The DOT said the Philippine National Police (PNP) and the Civil Aviation Authority of the Philippines (CAAP) are working together to oversee aviation security.

"Both agencies have repeatedly assured the DOT of their readiness to assess and respond to threats to ensure the safety and security of our tourists, both domestic and international," the DOT said.

"With this, we assure the international community that the Philippines remains a safe haven for our visitors and residents alike," it added.

The United States Homeland Security earlier issued a warning to travelers going to the Philippines that its prime airport in Manila, the Ninoy Aquino International Airport (NAIA), lacks aviation security measures.

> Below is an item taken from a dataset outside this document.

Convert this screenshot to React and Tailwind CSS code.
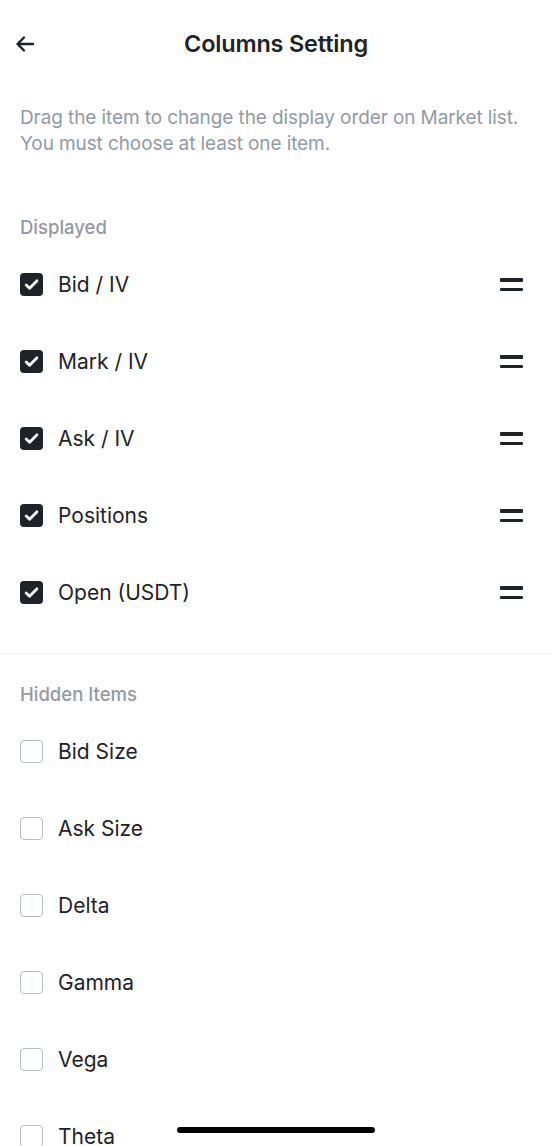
import React from "react";

const displayed = ["Bid / IV", "Mark / IV", "Ask / IV", "Positions", "Open (USDT)"];
const hidden = ["Bid Size", "Ask Size", "Delta", "Gamma", "Vega", "Theta"];

function Checked() {
  return (
    <div className="w-[23px] h-[23px] rounded-[4px] bg-[#1e2329] flex items-center justify-center shrink-0">
      <svg width="17" height="17" viewBox="0 0 16 16" fill="none">
        <path d="M3 8.4l3.2 3.1L13 4.6" stroke="white" strokeWidth="2.7" strokeLinecap="round" strokeLinejoin="round" />
      </svg>
    </div>
  );
}

function Unchecked() {
  return <div className="w-[23px] h-[23px] rounded-[4px] border-[1.5px] border-[#b7bdc6] bg-white shrink-0" />;
}

function DragIcon() {
  return (
    <div className="flex flex-col gap-[6px] w-[23px]">
      <div className="h-[3.5px] bg-[#1e2329] rounded-[1px]" />
      <div className="h-[3.5px] bg-[#1e2329] rounded-[1px]" />
    </div>
  );
}

function Row({ label, checked }) {
  return (
    <div className="h-[77px] flex items-center pl-5 pr-[29px]">
      {checked ? <Checked /> : <Unchecked />}
      <span className="ml-[15px] text-[21px] text-[#1e2329] flex-1">{label}</span>
      {checked && <DragIcon />}
    </div>
  );
}

export default function App() {
  return (
    <div
      className="relative w-[552px] h-[1146px] bg-white overflow-hidden"
      style={{ fontFamily: "Inter, 'Noto Sans', sans-serif" }}
    >
      <div className="h-[88px] flex items-center relative">
        <div className="absolute left-[13px] top-1/2 -translate-y-1/2">
          <svg width="24" height="24" viewBox="0 0 24 24" fill="none">
            <path d="M20 12H5M11 5.5L4.5 12l6.5 6.5" stroke="#1e2329" strokeWidth="2.4" strokeLinecap="round" strokeLinejoin="round" />
          </svg>
        </div>
        <div className="flex-1 text-center text-[23.5px] font-semibold text-[#1e2329] tracking-[-0.2px]">Columns Setting</div>
      </div>
      <div className="mt-[17px] px-5 text-[19px] leading-[26px] text-[#929aa5] tracking-[-0.1px]">
        Drag the item to change the display order on Market list.
        <br />
        You must choose at least one item.
      </div>
      <div className="mt-[60px] px-5 h-[22px] flex items-center text-[18.5px] font-medium text-[#929aa5]">Displayed</div>
      <div className="mt-[7px]">
        {displayed.map((l) => (
          <Row key={l} label={l} checked />
        ))}
      </div>
      <div className="mt-[22px] h-px bg-[#f2f3f5]" />
      <div className="mt-[30px] px-5 h-[22px] flex items-center text-[18.5px] font-medium text-[#929aa5]">Hidden Items</div>
      <div className="mt-[7px]">
        {hidden.map((l) => (
          <Row key={l} label={l} />
        ))}
      </div>
      <div className="absolute left-1/2 -translate-x-1/2 bottom-[13px] w-[198px] h-[6px] rounded-full bg-black" />
    </div>
  );
}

"Passengers are advised that the Secretary of Homeland Security has determined that Ninoy Aquino International Airport (MNL) in Manila, Republic of the Philippines, does not maintain and carry out effective aviation security measures," it said.

The warning from Homeland Security followed an assessment conducted by the US Transportation Security Administration (TSA) which provided the Philippines with Aviation Security Advisors to help develop and implement corrective measures at NAIA.

On Thursday, US Ambassador to Manila Sung Kim said US transportation security authorities expect improvement in aviation security measures as soon as possible.

In response, the Manila International Airport Authority issued a statement vowing that all the issues identified by the TSA have either been addressed or are in the process of being addressed.